Later, they discuss creating elements as follows:

$('<input />', {
type: 'text',
name: 'test'
}).appendTo("body");

I’m only targeting WebKit and Mozilla browsers for this project (I have the luxury of doing so), so I’m not concerned with IE quirks. What does concern me is that creating elements as in the first example causes memory leaks if you do it a few million times (for example, updating some page element to reflect incoming realtime data). If you put a string of complex HTML into $(), it seems like jQuery is doing something to cache the parsed fragment that does NOT get erased even if you call .html(”), .empty(), or .remove() on its parent. The element is merely removed from rendering. Elements created the second way will be fully removed from memory instead of placed in some #document-fragment or $.fragments cache (this stackoverflow discussion seems to be very similar to the problem I experienced). So even though the second syntax is far less wieldy for making complex little HTML updates, it doesn’t leak.

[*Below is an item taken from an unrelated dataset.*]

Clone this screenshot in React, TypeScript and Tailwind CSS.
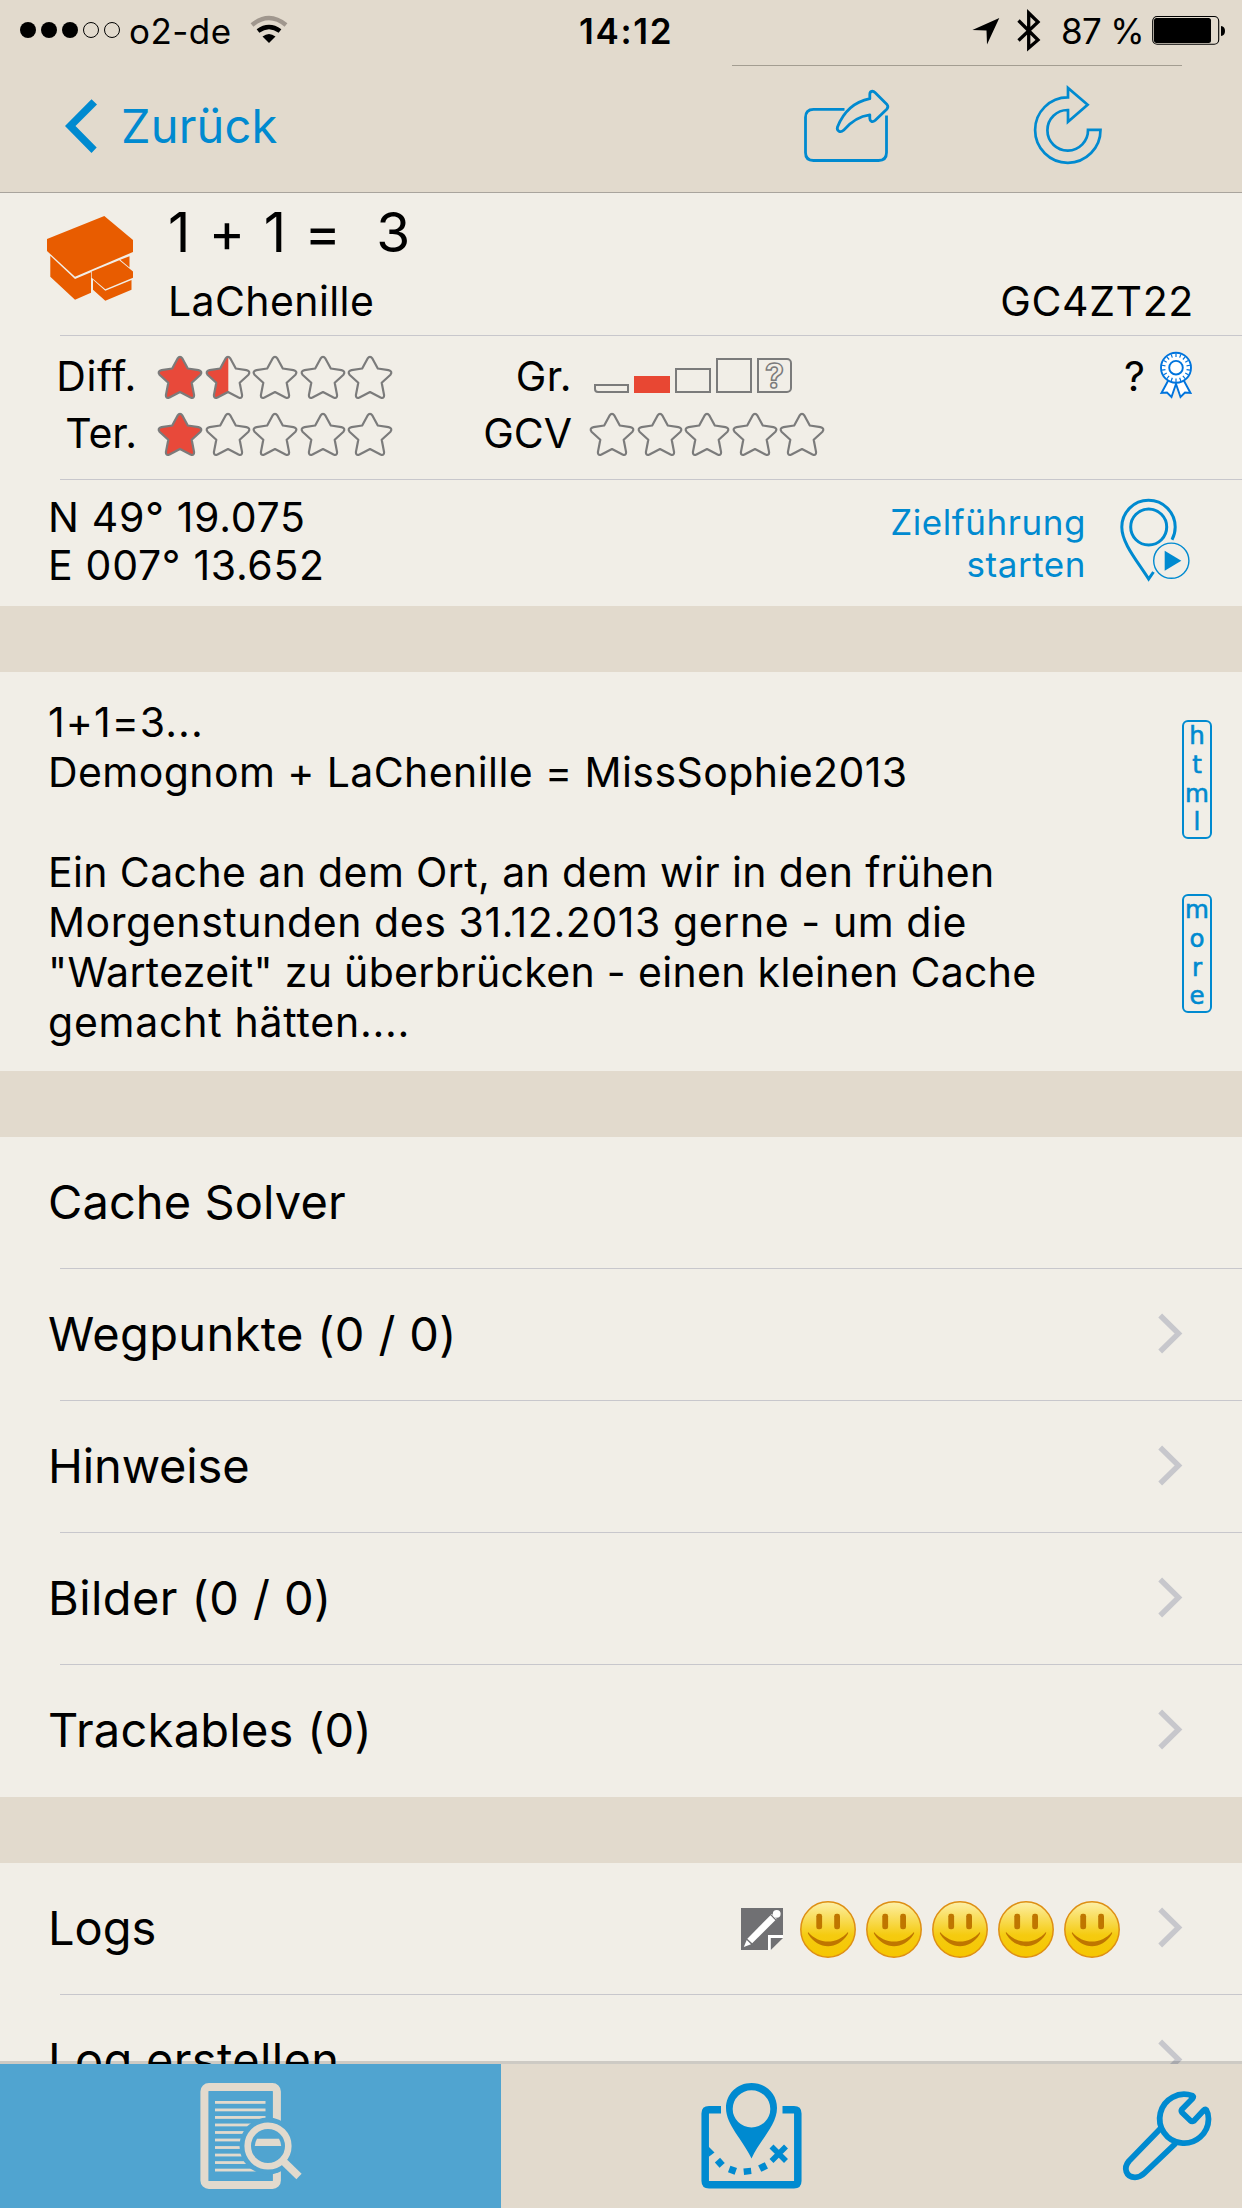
import React from 'react';

const STAR =
  'M20 3.2 Q22.5 -0.6 25 3.2 L30.3 13 L41 14.6 Q45.4 15.8 43 19.2 L34.2 27.2 L36.6 39.6 Q36.8 43.6 33 42 L22.5 36.6 L12 42 Q8.2 43.6 8.4 39.6 L10.8 27.2 L2 19.2 Q-0.4 15.8 4 14.6 L14.7 13 Z';

function Star({ fill }: { fill: number }) {
  return (
    <svg className="block h-[46px] w-[47.6px] shrink-0" viewBox="-0.5 -0.5 47.6 46">
      {fill === 1 && <path d={STAR} fill="#e8493a" />}
      {fill === 0.5 && (
        <>
          <clipPath id="leftHalf">
            <rect x="-1" y="-1" width="23.8" height="48" />
          </clipPath>
          <path d={STAR} fill="#e8493a" clipPath="url(#leftHalf)" />
        </>
      )}
      <path d={STAR} fill="none" stroke="#7b7b7b" strokeWidth="2.2" strokeLinejoin="round" />
    </svg>
  );
}

function Stars({ value }: { value: number }) {
  return (
    <div className="flex pt-[7px]">
      {[0, 1, 2, 3, 4].map((i) => (
        <Star key={i} fill={Math.max(0, Math.min(1, value - i))} />
      ))}
    </div>
  );
}

function StatusBar() {
  return (
    <div className="flex h-[65px] shrink-0 items-start text-[35px] leading-[63px] text-black">
      <div className="flex w-[579px] items-start">
        <svg className="block" width="129" height="60" viewBox="0 0 129 60">
          {[28, 49, 70].map((x) => (
            <circle key={x} cx={x} cy="30" r="8" fill="#000" />
          ))}
          {[91, 112].map((x) => (
            <circle key={x} cx={x} cy="30" r="7.5" fill="none" stroke="#000" strokeWidth="1" />
          ))}
        </svg>
        <span className="tracking-[0.45px]">o2-de</span>
        <svg className="ml-[17px] block" width="40" height="60" viewBox="247.5 0 40 60">
          <path d="M250.5 25 Q267.5 11 284.5 25" fill="none" stroke="#a0978e" strokeWidth="4.4" />
          <path d="M256.5 31 Q267.5 23 278.5 31" fill="none" stroke="#000" strokeWidth="4.6" />
          <path d="M261 36.5 Q267.5 31.5 274 36.5 L267.5 43 Z" fill="#000" />
        </svg>
      </div>
      <span className="font-semibold tracking-[1.7px]">14:12</span>
      <div className="ml-auto flex items-start">
        <svg className="block" width="89" height="60" viewBox="972 0 89 60">
          <path d="M972.4 30 L999.3 18 L987 44.5 L986.5 30.5 Z" fill="#000" />
          <path
            d="M1018.5 20.5 L1038 40 L1028.7 48 V13 L1038 22 L1018.5 40.5"
            fill="none"
            stroke="#000"
            strokeWidth="3.3"
          />
        </svg>
        <span className="w-[91px] tracking-[-0.7px]">87 %</span>
        <svg className="block" width="90" height="60" viewBox="1152 0 90 60">
          <rect x="1152.7" y="16.5" width="66" height="27.7" rx="4.5" fill="none" stroke="#000" strokeWidth="1.1" />
          <rect x="1154" y="18" width="57" height="25" rx="2.5" fill="#000" />
          <path d="M1221 26 Q1225 26.5 1225 31 Q1225 35.5 1221 36 Z" fill="#000" />
        </svg>
      </div>
    </div>
  );
}

function NavBar() {
  return (
    <div className="flex h-[128px] shrink-0 flex-col border-b border-[#a9a49d]">
      <div className="mr-[60px] ml-auto h-px w-[450px] shrink-0 bg-[#a39d91]" />
      <div className="flex text-[47px] leading-[120px] text-[#008ad0]">
        <svg className="block" width="121" height="120" viewBox="0 66 121 120">
          <path d="M91.5 99.3 L97 104.5 L75.5 126 L96.7 147.5 L91.5 153 L65 126 Z" fill="#008ad0" />
        </svg>
        <span className="tracking-[0.15px]">Zurück</span>
        <svg
          className="ml-auto block"
          width="90"
          height="120"
          viewBox="802 66 90 120"
          fill="none"
          stroke="#008ad0"
          strokeWidth="2.8"
        >
          <path d="M844.5 109.3 H813.5 Q805.5 109.3 805.5 117.5 V152.5 Q805.5 160.5 813.5 160.5 H878.5 Q886.5 160.5 886.5 152.5 V115.5" />
          <path
            d="M837.5 127 C843.5 112 853.5 102 869.8 98.7 V94.5 C869.8 91 872.8 90.3 875 92.5 L887 104.5 Q888.7 106.7 887 108.9 L875 120.5 C872.5 122.5 869.8 121.5 869.8 118.5 V114.8 C860 116 850.5 122 843.5 130.3 C840.5 133 836.3 131 837.5 127 Z"
            strokeLinejoin="round"
          />
        </svg>
        <svg
          className="mr-[138px] ml-[140px] block"
          width="72"
          height="120"
          viewBox="1032 66 72 120"
          fill="none"
          stroke="#008ad0"
          strokeWidth="2.7"
        >
          <path d="M1068 97.4 A32.7 32.7 0 1 0 1100.5 129.8 H1088 A20.3 20.3 0 1 1 1068 110 V121.7 L1087.6 104.7 L1068 88 Z" />
        </svg>
      </div>
    </div>
  );
}

function BoxIcon() {
  return (
    <svg className="block" width="168" height="142" viewBox="0 193 168 142" fill="#e85c00">
      <path d="M47 239 L104.3 216 L133 240 V252 L75 276.7 L47 251 Z" />
      <path d="M50.3 255.7 L75 279 L91 272.3 V292.7 L75 299.7 L50.3 276.7 Z" />
      <path d="M91.7 271.5 L119.3 260.3 L133 271.5 V277.7 L105.3 289.2 L91.7 277.7 Z" />
      <path d="M120.3 259.7 L129.5 256.3 V267.5 Z" />
      <path d="M93 279.7 L105.3 290.7 L131.5 280 V289.7 L105.3 300.7 L93 289.7 Z" />
    </svg>
  );
}

function Badge() {
  const rays = Array.from({ length: 18 }, (_, i) => i * 20);
  return (
    <svg className="block" width="36" height="56" viewBox="1158 348 36 56" fill="#fff" stroke="#0074dd" strokeWidth="1.9">
      <path d="M1168.5 380 L1161.5 393 L1167 392.5 L1171.5 397 L1176 384 L1180.5 397 L1185 392.5 L1190.5 393 L1183.5 380 Z" />
      <circle cx="1176" cy="367.7" r="15" />
      {rays.map((a) => (
        <line key={a} x1="1176" y1="353.5" x2="1176" y2="357" strokeWidth="1.2" transform={`rotate(${a} 1176 367.7)`} />
      ))}
      <circle cx="1176" cy="367.7" r="6.8" />
    </svg>
  );
}

function SizeBoxes() {
  return (
    <div className="ml-[5px] flex h-[45px] items-end gap-[5px] text-[#7b7b7b]">
      <div className="h-[9px] w-[35px] rounded-bl-[4px] border-2 border-[#7b7b7b]" />
      <div className="h-[17px] w-[36px] bg-[#e84733]" />
      <div className="h-[25px] w-[36px] border-2 border-[#7b7b7b]" />
      <div className="h-[35px] w-[36px] border-2 border-[#7b7b7b]" />
      <div className="flex h-[35px] w-[35px] items-center justify-center rounded-r-[5px] border-2 border-[#7b7b7b]">
        <span className="text-[34px] leading-[31px] font-bold text-[#f1eee7] [-webkit-text-stroke:1.5px_#7b7b7b]">?</span>
      </div>
    </div>
  );
}

function Divider() {
  return <div className="ml-[60px] h-px shrink-0 bg-[#c8c7cc]" />;
}

function InfoPanel() {
  return (
    <section className="flex h-[413px] shrink-0 flex-col bg-[#f1eee7] text-[41px]">
      <div className="flex h-[142px] shrink-0">
        <BoxIcon />
        <div className="flex grow flex-col">
          <h1 className="text-[55px] leading-[79px] tracking-[1.5px] whitespace-pre">1 + 1 =  3</h1>
          <div className="flex justify-between pr-[48px] leading-[58px]">
            <span className="tracking-[0.4px]">LaChenille</span>
            <span className="tracking-[0.65px]">GC4ZT22</span>
          </div>
        </div>
      </div>
      <Divider />
      <div className="flex h-[143px] shrink-0 pt-[12px] leading-[57px]">
        <div className="w-[137px] text-right">
          <p className="tracking-[0.6px]">Diff.</p>
          <p>Ter.</p>
        </div>
        <div className="ml-[20px] w-[238px]">
          <div className="h-[57px]">
            <Stars value={1.5} />
          </div>
          <Stars value={1} />
        </div>
        <div className="w-[177px] text-right">
          <p className="tracking-[0.3px]">Gr.</p>
          <p>GCV</p>
        </div>
        <div className="ml-[17px] w-[238px]">
          <div className="h-[57px]">
            <SizeBoxes />
          </div>
          <Stars value={0} />
        </div>
        <span className="ml-auto">?</span>
        <div className="mr-[48px] ml-[13px]">
          <Badge />
        </div>
      </div>
      <Divider />
      <div className="flex h-[126px] shrink-0">
        <div className="pt-[13px] pl-[48px] leading-[48px] tracking-[0.7px]">
          <p>N 49° 19.075</p>
          <p>E 007° 13.652</p>
        </div>
        <div className="ml-auto pt-[21px] text-right text-[35px] leading-[42px] tracking-[0.55px] text-[#008ad0]">
          <p>Zielführung</p>
          <p>starten</p>
        </div>
        <svg
          className="ml-[32px] block"
          width="124"
          height="126"
          viewBox="1118 480 124 126"
          fill="none"
          stroke="#008ad0"
          strokeWidth="3"
        >
          <path d="M1172 539.8 C1174.3 535.5 1175.2 531 1175.2 527 A26.7 26.7 0 0 0 1121.8 527 C1121.8 543 1136.5 560 1148.6 579 L1153.5 572" />
          <circle cx="1148.7" cy="527" r="18" />
          <circle cx="1171.3" cy="560.7" r="17.6" strokeWidth="1.4" />
          <path d="M1164.7 550.7 L1181.3 560.7 L1164.7 570.7 Z" fill="#008ad0" stroke="none" />
        </svg>
      </div>
    </section>
  );
}

function Tag({ text }: { text: string }) {
  return (
    <div className="flex h-[119px] w-[30px] flex-col items-center rounded-[6px] border-2 border-[#008ad0] font-['DejaVu_Sans',sans-serif] text-[24.5px] leading-[28.8px] text-[#008ad0] [-webkit-text-stroke:0.6px_#008ad0]">
      {text.split('').map((ch, i) => (
        <span key={i} className="block h-[28.8px]">
          {ch}
        </span>
      ))}
    </div>
  );
}

function Description() {
  return (
    <section className="flex h-[399px] shrink-0 justify-between bg-[#f1eee7] pt-[25px] pl-[48px] text-[41px] leading-[50px] whitespace-nowrap">
      <div>
        <p className="tracking-[1.05px]">1+1=3...</p>
        <p className="tracking-[0.42px]">Demognom + LaChenille = MissSophie2013</p>
        <p className="h-[50px]" />
        <p className="tracking-[0.38px]">Ein Cache an dem Ort, an dem wir in den frühen</p>
        <p className="tracking-[0.58px]">Morgenstunden des 31.12.2013 gerne - um die</p>
        <p className="tracking-[0.33px]">"Wartezeit" zu überbrücken - einen kleinen Cache</p>
        <p className="tracking-[0.75px]">gemacht hätten....</p>
      </div>
      <div className="mt-[23px] mr-[30px] flex flex-col gap-[55px]">
        <Tag text="html" />
        <Tag text="more" />
      </div>
    </section>
  );
}

function Chevron() {
  return (
    <svg className="mr-[56px] block" width="30" height="129" viewBox="1156 0 30 129">
      <path d="M1160.2 46.5 L1178.5 64.5 L1160.2 82.5" fill="none" stroke="#c7c7cc" strokeWidth="5.4" />
    </svg>
  );
}

function Row({ label, chevron = true, children }: { label: React.ReactNode; chevron?: boolean; children?: React.ReactNode }) {
  return (
    <div className="flex h-[131px] shrink-0 items-start pl-[48px] text-[47px] leading-[130px]">
      {label}
      <div className="ml-auto flex items-start">
        {children}
        {chevron && <Chevron />}
      </div>
    </div>
  );
}

function NoteIcon() {
  return (
    <svg className="mt-[45px] mr-[17px] block" width="42" height="42" viewBox="0 0 42 42">
      <path d="M0 0 H42 V28 H28 V42 H0 Z" fill="#707073" />
      <path d="M27 42 V27 H42 V30 H29.8 V42 Z" fill="#fff" />
      <path d="M29.8 30 H42 L29.8 42 Z" fill="#707073" />
      <circle cx="35.7" cy="5.8" r="3.9" fill="#fff" />
      <path d="M29.5 7.2 L34.3 12.2 L11.2 35.2 L6.3 30.7 Z" fill="#fff" />
      <path d="M30.5 6 L35.5 11.2" stroke="#fff" strokeWidth="1" />
      <path d="M5.7 32 L10 36.3 L2.8 39 Z" fill="#fff" />
    </svg>
  );
}

function Smiley() {
  return (
    <svg className="mt-[38px] mr-[10px] block" width="56" height="57" viewBox="0 0 56 57">
      <defs>
        <linearGradient id="face" x1="0" y1="0" x2="0" y2="1">
          <stop offset="0" stopColor="#fdf0a8" />
          <stop offset="0.2" stopColor="#fae373" />
          <stop offset="0.6" stopColor="#f5cb10" />
          <stop offset="1" stopColor="#f6c600" />
        </linearGradient>
      </defs>
      <ellipse cx="28" cy="28.5" rx="27.2" ry="27.7" fill="url(#face)" stroke="#de8f14" strokeWidth="1.5" />
      <rect x="16.3" y="12.8" width="5.8" height="15.5" rx="2.4" fill="#bf7600" />
      <rect x="34.2" y="12.8" width="5.8" height="15.5" rx="2.4" fill="#bf7600" />
      <path d="M8 31 C19 43.8 37 43.8 48 31 Q48.5 32 47.5 33.5 C38 49 18 49 8.5 33.5 Q7.5 32 8 31 Z" fill="#bf7600" />
    </svg>
  );
}

function TabBar() {
  return (
    <nav className="absolute inset-x-0 bottom-0 flex h-[147px] border-t-[3px] border-black/15 bg-[#e2dacd] bg-clip-padding">
      <div className="w-[501px] shrink-0 bg-[#50a4d0]">
        <svg className="ml-[195px] block" width="120" height="144" viewBox="195 2064 120 144">
          <rect x="204.4" y="2087" width="72.5" height="98" rx="4.5" fill="none" stroke="#e2dacd" strokeWidth="8" />
          {[0, 1, 2, 3, 4, 5, 6, 7, 8, 9].map((i) => (
            <rect key={i} x="215" y={2101 + i * 7.52} width="50.5" height="2.8" fill="#e2dacd" />
          ))}
          <circle cx="268" cy="2146" r="28.5" fill="#50a4d0" />
          <circle cx="268" cy="2146" r="20.3" fill="none" stroke="#e2dacd" strokeWidth="6.6" />
          <path d="M257 2138.7 H279 Q281 2142 281.2 2146 H254.8 Q255 2142 257 2138.7 Z" fill="#e2dacd" />
          <path d="M282 2160 L299 2176.5" stroke="#e2dacd" strokeWidth="7.5" />
        </svg>
      </div>
      <svg className="ml-[197px] block" width="107" height="144" viewBox="698 2064 107 144">
        <g fill="none" stroke="#008ad0" strokeWidth="7.5">
          <path d="M721 2109.8 H709 Q705.2 2109.8 705.2 2113.5 V2181 Q705.2 2184.7 709 2184.7 H794 Q797.8 2184.7 797.8 2181 V2113.5 Q797.8 2109.8 794 2109.8 H782.5" />
          <path d="M771.5 2146.5 L786 2161 M786 2146.5 L771.5 2161" strokeWidth="5.6" />
        </g>
        <path
          fillRule="evenodd"
          fill="#008ad0"
          d="M751.5 2158.5 C743 2140 726 2125 726 2108 C726 2094 737 2083 751.5 2083 C766 2083 777 2094 777 2108 C777 2125 760 2140 751.5 2158.5 Z M751.5 2090.3 A18.8 18.6 0 1 0 751.5 2127.5 A18.8 18.6 0 1 0 751.5 2090.3 Z"
        />
        <g fill="#008ad0">
          <path d="M708 2146 L714.5 2152.5 L708.5 2157 Z" />
          <rect x="716.3" y="2159.3" width="7" height="7" transform="rotate(48 719.8 2162.8)" />
          <rect x="729" y="2166.7" width="7" height="7" transform="rotate(20 732.5 2170.2)" />
          <rect x="743.7" y="2168" width="7.5" height="6.5" transform="rotate(-6 747.5 2171.2)" />
          <rect x="759.3" y="2163.5" width="7.5" height="7" transform="rotate(-27 763 2167)" />
        </g>
      </svg>
      <svg
        className="ml-auto block"
        width="125"
        height="144"
        viewBox="1117 2064 125 144"
        fill="none"
        stroke="#008ad0"
        strokeWidth="5.8"
        strokeLinejoin="round"
      >
        <path d="M1192.5 2095.8 A24.4 24.4 0 1 0 1208.5 2119 Q1208.5 2113.5 1206.3 2110 Q1205 2109 1203.5 2110.5 L1194 2120.7 Q1192 2122 1190.3 2120.5 L1182 2112.5 Q1180.8 2111 1182 2109.2 L1192.5 2098.5 Q1193.8 2096.8 1192.5 2095.8 Z" />
        <path d="M1161 2128 L1129 2161 C1123 2168 1126 2177.3 1135 2177.3 C1139 2177.3 1142 2175.5 1144.5 2173 L1175.5 2143.5" />
      </svg>
    </nav>
  );
}

export default function App() {
  return (
    <div className="relative flex h-[2208px] w-[1242px] flex-col overflow-hidden bg-[#e2dacd] font-[Inter,sans-serif] text-black">
      <StatusBar />
      <NavBar />
      <InfoPanel />
      <div className="h-[66px] shrink-0" />
      <Description />
      <div className="h-[66px] shrink-0" />
      <section className="flex shrink-0 flex-col bg-[#f1eee7]">
        <Row label={<span className="tracking-[0.1px]">Cache Solver</span>} chevron={false} />
        <Divider />
        <Row label={<span className="tracking-[0.35px]">Wegpunkte (0 / 0)</span>} />
        <Divider />
        <Row label={<span className="tracking-[-0.15px]">Hinweise</span>} />
        <Divider />
        <Row label={<span className="tracking-[0.43px]">Bilder (0 / 0)</span>} />
        <Divider />
        <Row label={<span className="tracking-[0.25px]">Trackables (0)</span>} />
        <div className="h-px" />
      </section>
      <div className="h-[66px] shrink-0" />
      <section className="flex shrink-0 flex-col bg-[#f1eee7]">
        <Row label={<span>Logs</span>}>
          <NoteIcon />
          {[0, 1, 2, 3, 4].map((i) => (
            <Smiley key={i} />
          ))}
          <div className="w-[26px]" />
        </Row>
        <Divider />
        <Row label={<span className="tracking-[0.33px]">Log erstellen</span>} />
      </section>
      <TabBar />
    </div>
  );
}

2. jQuery Sparklines is a nice little jQuery plugin to allow you to make sparklines out of some data on your page. Data visualization is fun and everyone likes it, but I was trying to troubleshoot the memory leak above and even after I fixed that, I was still observing memory leaks related to Sparklines. Sparklines is sort of indirectly to blame. It keeps a “pending[]” array that links to your page elements and stores any sparklines that aren’t visible until you call $.sparkline_display_visible() to render anything in the pending[] array. This is nice for static pages, but it can have the undesirable side effect of stacking up millions up sparklines (in itself a sort of memory leak) on dynamic pages by the time someone gets around to clicking the tab, even if those sparklines were attached to elements that have been removed from the DOM via .remove(), .empty(), or html(”) — the latter cases, of course, are effectively memory leaks since references are hanging around in that “pending[]” array. The easy fix is just to never request a sparkline for a hidden element in the first place, but it still feels clunky to me. It would have saved me some time if this implication of Sparklines tracking requests for hidden elements was explicitly documented.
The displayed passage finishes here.